Problem requirements:
Will you output all of the data below exactly, omitting the images?

Given data:
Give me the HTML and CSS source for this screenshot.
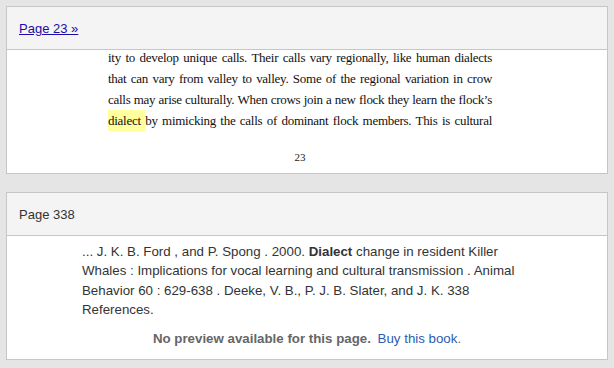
FILE: index.html
```html
<!DOCTYPE html>
<html>
<head>
<meta charset="utf-8">
<link rel="stylesheet" href="styles.css">
</head>
<body>
<div class="results">
  <div class="card">
    <div class="card-head"><a class="page-link" href="#">Page 23 »</a></div>
    <div class="card-body scan">
      <div class="scan-text">
        <div class="line">ity to develop unique calls. Their calls vary regionally, like human dialects</div>
        <div class="line">that can vary from valley to valley. Some of the regional variation in crow</div>
        <div class="line">calls may arise culturally. When crows join a new flock they learn the flock’s</div>
        <div class="line"><span class="hl">dialect </span>by mimicking the calls of dominant flock members. This is cultural</div>
      </div>
      <div class="folio">23</div>
    </div>
  </div>
  <div class="card">
    <div class="card-head"><span class="page-label">Page 338</span></div>
    <div class="card-body snippet">
      <p class="snippet-text">... J. K. B. Ford , and P. Spong . 2000. <b>Dialect</b> change in resident Killer<br>Whales : Implications for vocal learning and cultural transmission . Animal<br>Behavior 60 : 629-638 . Deeke, V. B., P. J. B. Slater, and J. K. 338<br>References.</p>
      <p class="no-preview"><b>No preview available for this page.</b> <a href="#" class="buy">Buy this book</a>.</p>
    </div>
  </div>
</div>
</body>
</html>
```
FILE: styles.css
```css
html, body {
  margin: 0;
  padding: 0;
}
body {
  background: #e5e5e5;
  font-family: Arial, "Liberation Sans", sans-serif;
  width: 614px;
  height: 368px;
  overflow: hidden;
}
.results {
  padding: 6px;
  display: flex;
  flex-direction: column;
  gap: 18px;
}
.card {
  border: 1px solid #c6c6c6;
  background: #fff;
}
.card-head {
  height: 42px;
  background: #f4f4f4;
  border-bottom: 1px solid #c6c6c6;
  display: flex;
  align-items: center;
  padding-left: 12px;
  font-size: 13px;
}
.page-link {
  color: #1a0dab;
  text-decoration: underline;
}
.page-label {
  color: #333;
}
.card-body {
  height: 123px;
  overflow: hidden;
}
.scan {
  padding-left: 101px;
}
.scan-text {
  width: 384px;
  margin-top: -3px;
  font-family: "Liberation Serif", "DejaVu Serif", serif;
  font-size: 13px;
  letter-spacing: -0.27px;
  line-height: 21px;
  color: #111;
}
.line {
  text-align: justify;
  text-align-last: justify;
  white-space: nowrap;
}
.hl {
  background: #ffff9e;
  padding: 3px 0;
}
.folio {
  width: 384px;
  text-align: center;
  font-family: "Liberation Serif", serif;
  font-size: 11px;
  color: #222;
  margin-top: 20px;
}
.snippet {
  padding: 6px 0 0 75px;
  box-sizing: border-box;
}
.snippet-text {
  margin: 0;
  font-size: 13.3px;
  line-height: 19.4px;
  color: #333;
}
.no-preview {
  margin: 11px 0 0 -75px;
  text-align: center;
  font-size: 13.3px;
  color: #666;
}
.no-preview b {
  color: #666;
}
.buy {
  color: #2a5db0;
  text-decoration: none;
  margin-left: 3px;
}
```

Answer to this problem:
Give me the HTML and CSS source for this screenshot.
FILE: index.html
```html
<!DOCTYPE html>
<html>
<head>
<meta charset="utf-8">
<link rel="stylesheet" href="styles.css">
</head>
<body>
<div class="results">
  <div class="card">
    <div class="card-head"><a class="page-link" href="#">Page 23 »</a></div>
    <div class="card-body scan">
      <div class="scan-text">
        <div class="line">ity to develop unique calls. Their calls vary regionally, like human dialects</div>
        <div class="line">that can vary from valley to valley. Some of the regional variation in crow</div>
        <div class="line">calls may arise culturally. When crows join a new flock they learn the flock’s</div>
        <div class="line"><span class="hl">dialect </span>by mimicking the calls of dominant flock members. This is cultural</div>
      </div>
      <div class="folio">23</div>
    </div>
  </div>
  <div class="card">
    <div class="card-head"><span class="page-label">Page 338</span></div>
    <div class="card-body snippet">
      <p class="snippet-text">... J. K. B. Ford , and P. Spong . 2000. <b>Dialect</b> change in resident Killer<br>Whales : Implications for vocal learning and cultural transmission . Animal<br>Behavior 60 : 629-638 . Deeke, V. B., P. J. B. Slater, and J. K. 338<br>References.</p>
      <p class="no-preview"><b>No preview available for this page.</b> <a href="#" class="buy">Buy this book</a>.</p>
    </div>
  </div>
</div>
</body>
</html>
```
FILE: styles.css
```css
html, body {
  margin: 0;
  padding: 0;
}
body {
  background: #e5e5e5;
  font-family: Arial, "Liberation Sans", sans-serif;
  width: 614px;
  height: 368px;
  overflow: hidden;
}
.results {
  padding: 6px;
  display: flex;
  flex-direction: column;
  gap: 18px;
}
.card {
  border: 1px solid #c6c6c6;
  background: #fff;
}
.card-head {
  height: 42px;
  background: #f4f4f4;
  border-bottom: 1px solid #c6c6c6;
  display: flex;
  align-items: center;
  padding-left: 12px;
  font-size: 13px;
}
.page-link {
  color: #1a0dab;
  text-decoration: underline;
}
.page-label {
  color: #333;
}
.card-body {
  height: 123px;
  overflow: hidden;
}
.scan {
  padding-left: 101px;
}
.scan-text {
  width: 384px;
  margin-top: -3px;
  font-family: "Liberation Serif", "DejaVu Serif", serif;
  font-size: 13px;
  letter-spacing: -0.27px;
  line-height: 21px;
  color: #111;
}
.line {
  text-align: justify;
  text-align-last: justify;
  white-space: nowrap;
}
.hl {
  background: #ffff9e;
  padding: 3px 0;
}
.folio {
  width: 384px;
  text-align: center;
  font-family: "Liberation Serif", serif;
  font-size: 11px;
  color: #222;
  margin-top: 20px;
}
.snippet {
  padding: 6px 0 0 75px;
  box-sizing: border-box;
}
.snippet-text {
  margin: 0;
  font-size: 13.3px;
  line-height: 19.4px;
  color: #333;
}
.no-preview {
  margin: 11px 0 0 -75px;
  text-align: center;
  font-size: 13.3px;
  color: #666;
}
.no-preview b {
  color: #666;
}
.buy {
  color: #2a5db0;
  text-decoration: none;
  margin-left: 3px;
}
```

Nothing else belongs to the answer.